Stereotypes outside of eugenics also contributed to sexual and reproductive limitations for people with disabilities. As Michel Desjardins argues, people with disabilities and their sexuality have been historically sorted into one of two categories: either “seraphic” and childlike, completely asexualized; or the “mephistophelic” and “hypersexual” individual whose desires are too great to be controlled by reason (69). The first stereotype promoted forced sterilization by leading people to deny the sexuality of an individual, believing them instead to be eternally a child and thus in no need for sexual access or reproductive rights. The second stereotype promoted forced sterilization by perpetuating the image of the individual as a threat to society, thus in need of outside intervention to protect public safety.

Stigma sprouting from historical stereotypes of the past frequently translates into modern avoidance of the interactions between reproductive rights and disability. According to Rickie Solinger, many women with disabilities report health care providers often have “negative attitudes” toward reproductive health topics, and they are often afraid to raise the topics themselves (129). Furthermore, in light of historical concerns of reproductive rights and disability justice, many disability rights activists find some modern practices to be questionable. Prenatal testing in particular creates division, as many feel that such tests can lead down a eugenic slippery slope (Parens and Asch S1). Given the dark history of disability and reproductive rights, it is important to be aware of the impact that modern decisions may have on people with disabilities.


Works Cited

“Another Baby Dies as Did Bollinger Boy.” The Chicago Daily Tribune. 8 Dec. 1915. Print.

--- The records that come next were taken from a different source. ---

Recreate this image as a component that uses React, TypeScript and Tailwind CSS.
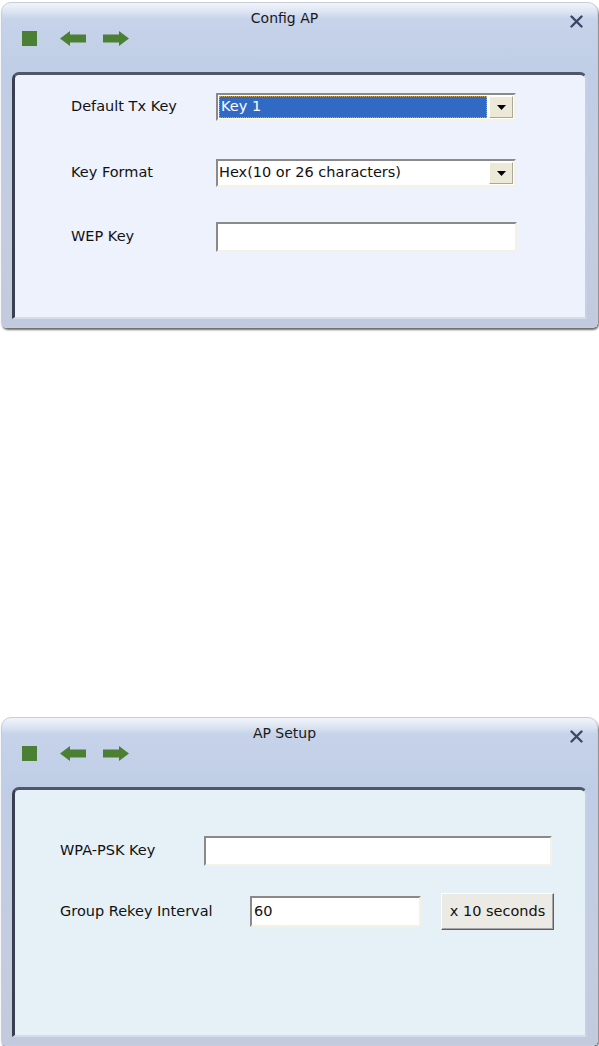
import React from "react";

const font = { fontFamily: '"DejaVu Sans", Tahoma, sans-serif' };

function Icons() {
  return (
    <div className="flex items-center pl-[20px]">
      <div className="w-[15px] h-[15px] bg-[#4b8034]" />
      <svg className="ml-[23px]" width="26" height="15" viewBox="0 0 26 15">
        <path d="M0 7.5 L10 0 L10 3.5 L26 3.5 L26 11.5 L10 11.5 L10 15 Z" fill="#4b8034" />
      </svg>
      <svg className="ml-[17px]" width="26" height="15" viewBox="0 0 26 15">
        <path d="M26 7.5 L16 0 L16 3.5 L0 3.5 L0 11.5 L16 11.5 L16 15 Z" fill="#4b8034" />
      </svg>
    </div>
  );
}

function Win({
  title,
  panelBg,
  children,
  height,
}: {
  title: string;
  panelBg: string;
  children: React.ReactNode;
  height: string;
}) {
  return (
    <div className={`relative ${height} w-[597px] ml-[1px]`}>
      <div className="h-full rounded-t-[10px] rounded-b-[6px] border border-[#c8cdd8] bg-[linear-gradient(to_bottom,#f1f4fa_0px,#dfe6f3_8px,#c6d3ea_16px,#bfcde6_70px,#c9d2e4_100%)] flex flex-col shadow-[1px_2px_2px_#6b6b6b]">
        <div className="h-[24px] relative flex items-start justify-center text-[14px] text-[#1a1a1a] pt-[6px]">
          <span className="pr-[30px] leading-[18px]">{title}</span>
          <svg className="absolute right-[14px] top-[12px]" width="13" height="13" viewBox="0 0 13 13">
            <path d="M1.5 1.5 L11.5 11.5 M11.5 1.5 L1.5 11.5" stroke="#3c4766" strokeWidth="2.4" strokeLinecap="round" />
          </svg>
        </div>
        <div className="h-[28px] flex items-center pb-[5px]">
          <Icons />
        </div>
        <div className="flex-1 px-[10px] pb-[8px] pt-[17px] bg-gradient-to-b from-transparent to-[#c2cade]">
          <div
            className={`h-full rounded-t-[7px] border-t-[3px] border-l-[3px] border-t-[#4e5668] border-l-[#3a4050] border-r-[2px] border-r-[#c5d0e6] border-b-[2px] border-b-[#d4dcec] ${panelBg}`}
          >
            {children}
          </div>
        </div>
      </div>
    </div>
  );
}

function Arrow() {
  return (
    <div className="w-[24px] h-[22px] bg-[#ece9d8] border border-t-white border-l-white border-r-[#aca899] border-b-[#aca899] flex items-center justify-center">
      <svg width="9" height="5" viewBox="0 0 9 5">
        <path d="M0 0 L9 0 L4.5 5 Z" fill="#000" />
      </svg>
    </div>
  );
}

const inset =
  "border-2 border-t-[#8a8a8a] border-l-[#8a8a8a] border-r-[#f4f1e6] border-b-[#f4f1e6] bg-white";

export default function App() {
  return (
    <div className="w-[599px] h-[1046px] bg-white text-[14.5px] text-[#111] pt-[2px]" style={font}>
      <Win title="Config AP" panelBg="bg-[#eef2fd]" height="h-[326px]">
        <div className="flex flex-col pl-[56px] pt-[18px] gap-[38px]">
          <div className="flex items-center">
            <div className="w-[145px]">Default Tx Key</div>
            <div className={`w-[300px] h-[28px] flex items-center pl-[1px] pr-[1px] ${inset}`}>
              <div className="flex-1 h-[22px] bg-[#316ac5] text-white flex items-center pl-[2px] outline-dotted outline-1 outline-[#c9a35a] -outline-offset-1 mr-[2px]">
                Key 1
              </div>
              <Arrow />
            </div>
          </div>
          <div className="flex items-center">
            <div className="w-[145px]">Key Format</div>
            <div className={`w-[300px] h-[28px] flex items-center pr-[1px] ${inset}`}>
              <div className="flex-1 pl-[1px]">Hex(10 or 26 characters)</div>
              <Arrow />
            </div>
          </div>
          <div className="flex items-center -mt-[3px]">
            <div className="w-[145px]">WEP Key</div>
            <div className={`w-[301px] h-[30px] ${inset}`} />
          </div>
        </div>
      </Win>
      <div className="h-[389px]" />
      <Win title="AP Setup" panelBg="bg-[#e6f0f7]" height="h-[329px]">
        <div className="flex flex-col pl-[45px] pt-[46px] gap-[27px]">
          <div className="flex items-center">
            <div className="w-[144px]">WPA-PSK Key</div>
            <div className={`w-[348px] h-[30px] ${inset}`} />
          </div>
          <div className="flex items-center">
            <div className="w-[190px]">Group Rekey Interval</div>
            <div className={`w-[171px] h-[31px] flex items-center pl-[2px] ${inset}`}>60</div>
            <div className="ml-[20px] w-[113px] h-[37px] bg-[#eceae4] border border-t-white border-l-white border-r-[#5f5f5f] border-b-[#5f5f5f] shadow-[inset_-1px_-1px_0_#a6a6a6] flex items-center justify-center">
              x 10 seconds
            </div>
          </div>
        </div>
      </Win>
    </div>
  );
}
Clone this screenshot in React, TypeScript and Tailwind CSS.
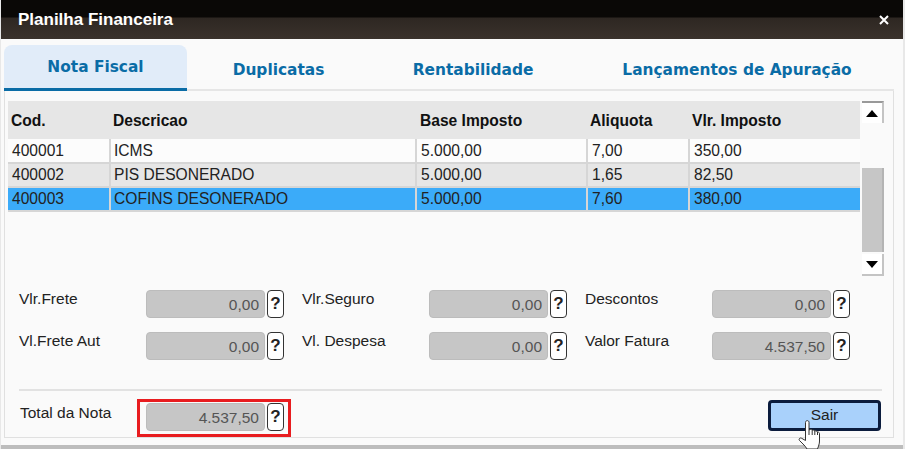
const sans = "font-['Liberation_Sans',Arial,sans-serif]";

const rows = [
  { cod: '400001', desc: 'ICMS', base: '5.000,00', aliq: '7,00', imposto: '350,00', bg: 'bg-[#fcfcfc]' },
  { cod: '400002', desc: 'PIS DESONERADO', base: '5.000,00', aliq: '1,65', imposto: '82,50', bg: 'bg-[#e6e6e6]' },
  { cod: '400003', desc: 'COFINS DESONERADO', base: '5.000,00', aliq: '7,60', imposto: '380,00', bg: 'bg-[#3babf9]' },
];

const tabs = [
  { label: 'Nota Fiscal', width: 'w-[183px]', active: true },
  { label: 'Duplicatas', width: 'w-[183px]' },
  { label: 'Rentabilidade', width: 'w-[206px]' },
  { label: 'Lançamentos de Apuração', width: 'w-[318px] pl-[4px]' },
];

const fields = [
  { label: 'Vlr.Frete', value: '0,00' },
  { label: 'Vlr.Seguro', value: '0,00' },
  { label: 'Descontos', value: '0,00' },
  { label: 'Vl.Frete Aut', value: '0,00' },
  { label: 'Vl. Despesa', value: '0,00' },
  { label: 'Valor Fatura', value: '4.537,50' },
];

function Amount({ value }: { value: string }) {
  return (
    <div className="flex items-center gap-[2px]">
      <div className="flex h-[28px] w-[119px] items-center justify-end rounded-[4px] border border-[#bcbcbc] bg-[#c6c6c6] pr-[5px] pt-[1px] text-[15.500px] text-[#555]">
        {value}
      </div>
      <div className="flex h-[28px] w-[17px] items-center justify-center rounded-[4px] border border-[#333] bg-white text-[17px] font-bold text-[#222]">
        ?
      </div>
    </div>
  );
}

function HandCursor() {
  return (
    <svg className="absolute left-[798px] top-[419px]" width="25" height="30" viewBox="0 0 25 30">
      <path
        d="M7.500 3.500c0-2.500 3.500-2.500 3.500 0V11l1-.5c1-.4 2 .2 2.200.8.800-.6 2.200-.2 2.400.7 1-.5 2.500 0 2.700 1 1-.2 2.200.4 2.200 1.500V22c0 3-1 5-2 8H9c-1-2-2.500-3.500-4-5l-3.500-3.500c-1.200-1.500.5-3.200 2.200-2.200L7.500 21.500Z"
        fill="#fff"
        stroke="#333"
        strokeWidth="1"
        strokeLinejoin="round"
      />
      <path d="M11 11v5M14.200 11.300V16M16.800 12V16M19.500 13v3" stroke="#333" strokeWidth="1" fill="none" />
    </svg>
  );
}

export default function App() {
  return (
    <div className={`relative h-[449px] w-[905px] overflow-hidden bg-[#e8e8e8] pl-[1px] pr-[2px] ${sans}`}>
      <div className="h-[445px] bg-[#fafafa]">
        {/* Title */}
        <div className="flex h-[39px] items-center justify-between bg-[linear-gradient(#0a0806_0,#0a0806_17px,#2e2722_18px,#3a322c_100%)] pl-[17px] pr-[14px] text-white">
          <span className="text-[17px] font-bold">Planilha Financeira</span>
          <svg width="10" height="10" viewBox="0 0 10 10" className="mt-[1px]">
            <path d="M1 1l8 8M9 1l-8 8" stroke="#fff" strokeWidth="2" />
          </svg>
        </div>

        {/* Tabs */}
        <div className="px-[3px] pt-[6px]">
          <div className="flex h-[46px] w-[890px] border-b-2 border-[#e6e6e6]">
            {tabs.map((t) => (
              <div
                key={t.label}
                className={`flex h-[46px] items-center justify-center font-['DejaVu_Sans',Verdana,sans-serif] text-[15.400px] font-bold text-[#0a6ca6] ${t.width} ${t.active ? 'rounded-t-[8px] border-b-[3px] border-[#0a6ca6] bg-[#e1ecf9] pt-[3px]' : 'pt-[5px]'}`}
              >
                {t.label}
              </div>
            ))}
          </div>

          {/* Panel */}
          <div className="h-[347px] w-[890px] border-x border-b border-[#e0e0e0] px-[3px] pt-[10px]">
            <div className="flex h-[175px] gap-[2px]">
              <table className="h-fit w-[852px] table-fixed border-collapse text-[15.600px] leading-[18px] text-[#222]">
                <colgroup>
                  <col className="w-[102px]" />
                  <col className="w-[306px]" />
                  <col className="w-[171px]" />
                  <col className="w-[102px]" />
                  <col className="w-[171px]" />
                </colgroup>
                <thead>
                  <tr className="h-[38px] bg-[#e6e6e6] text-left text-[#111]">
                    <th className="pl-[3px] pt-[1px] font-bold">Cod.</th>
                    <th className="pl-[3px] pt-[1px] font-bold">Descricao</th>
                    <th className="pl-[4px] pt-[1px] font-bold">Base Imposto</th>
                    <th className="pl-[3px] pt-[1px] font-bold">Aliquota</th>
                    <th className="pl-[3px] pt-[1px] font-bold">Vlr. Imposto</th>
                  </tr>
                </thead>
                <tbody>
                  {rows.map((r) => (
                    <tr key={r.cod} className={`h-[24px] ${r.bg}`}>
                      <td className="border-b-2 border-r-2 border-[#d6d6d6] pl-[4px]">{r.cod}</td>
                      <td className="border-b-2 border-r-2 border-[#d6d6d6] pl-[3px]">{r.desc}</td>
                      <td className="border-b-2 border-r-2 border-[#d6d6d6] pl-[4px]">{r.base}</td>
                      <td className="border-b-2 border-r-2 border-[#d6d6d6] pl-[4px]">{r.aliq}</td>
                      <td className="border-b-2 border-[#d6d6d6] pl-[4px]">{r.imposto}</td>
                    </tr>
                  ))}
                </tbody>
              </table>

              {/* Scrollbar */}
              <div className="flex w-[22px] flex-col">
                <div className="flex h-[22px] items-center justify-center border-r-2 border-t-2 border-[#c4c4c4] border-t-[#999] bg-white">
                  <div className="h-0 w-0 border-x-[6px] border-b-[7px] border-x-transparent border-b-black" />
                </div>
                <div className="h-[45px]" />
                <div className="h-[84px] border-r-2 border-[#b4b4b4] bg-[#c6c6c6]" />
                <div className="mt-[2px] flex h-[22px] items-center justify-center border-b-2 border-r-2 border-[#c4c4c4] bg-white">
                  <div className="h-0 w-0 border-x-[6px] border-t-[7px] border-x-transparent border-t-black" />
                </div>
              </div>
            </div>

            {/* Amounts */}
            <div className="mt-[14px] grid grid-cols-[283px_283px_1fr] gap-y-[14px] pl-[11px] text-[15.500px] text-[#222]">
              {fields.map((f) => (
                <div key={f.label} className="flex">
                  <span className="w-[127px] leading-[18px]">{f.label}</span>
                  <Amount value={f.value} />
                </div>
              ))}
            </div>

            <div className="ml-[11px] mt-[29px] h-[2px] w-[863px] bg-[#e2e2e2]" />

            {/* Total */}
            <div className="mt-[8px] flex items-start pl-[12px] pr-[9px] text-[15.500px] text-[#222]">
              <span className="mt-[4px] w-[117px] leading-[20px]">Total da Nota</span>
              <div className="border-[3px] border-[#e81c1f] pb-[3px] pl-[6px] pr-[4px] pt-[1px]">
                <Amount value="4.537,50" />
              </div>
              <button className="ml-auto mt-[1px] h-[31px] w-[113px] rounded-[4px] border-[3px] border-[#0b1c3d] bg-[#a9d1fb] pb-[2px] text-[15.500px] text-[#222]">
                Sair
              </button>
            </div>
          </div>
        </div>
      </div>
      <div className="h-[4px] bg-[#bdbdbd]" />
      <HandCursor />
    </div>
  );
}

Desjardins, Michel. “The Sexualized Body of the Child: Parents and the Politics of ‘Voluntary’ Sterilization of People Labeled Intellectually Disabled.” Sex and Disability. Ed. Robert McCruer and Anna Mollow. Durham: Duke University Press, 2012. Print.

Parens, Erik and Adrienne Asch. “The Disability Rights Critique of Prenatal Testing: Reflections and Recommendations.” Special Supplement, Hastings Center Report 29, no. 5 (1999): S1-S22. Print.

Saxton, Marsha et al. “Reproductive Rights.” Encyclopedia of American Disability History. Ed. Susan Burch. Vol. 3. New York: Facts on File, 2009. Print.

Shapiro, Joseph. No Pity: People with Disabilities Forging a New Civil Rights Movement. New York: Three Rivers Press, 1994. Print.

Solinger, Rickie. Reproductive Politics: What Everyone Needs to Know. New York: Oxford University Press, 2013. Print.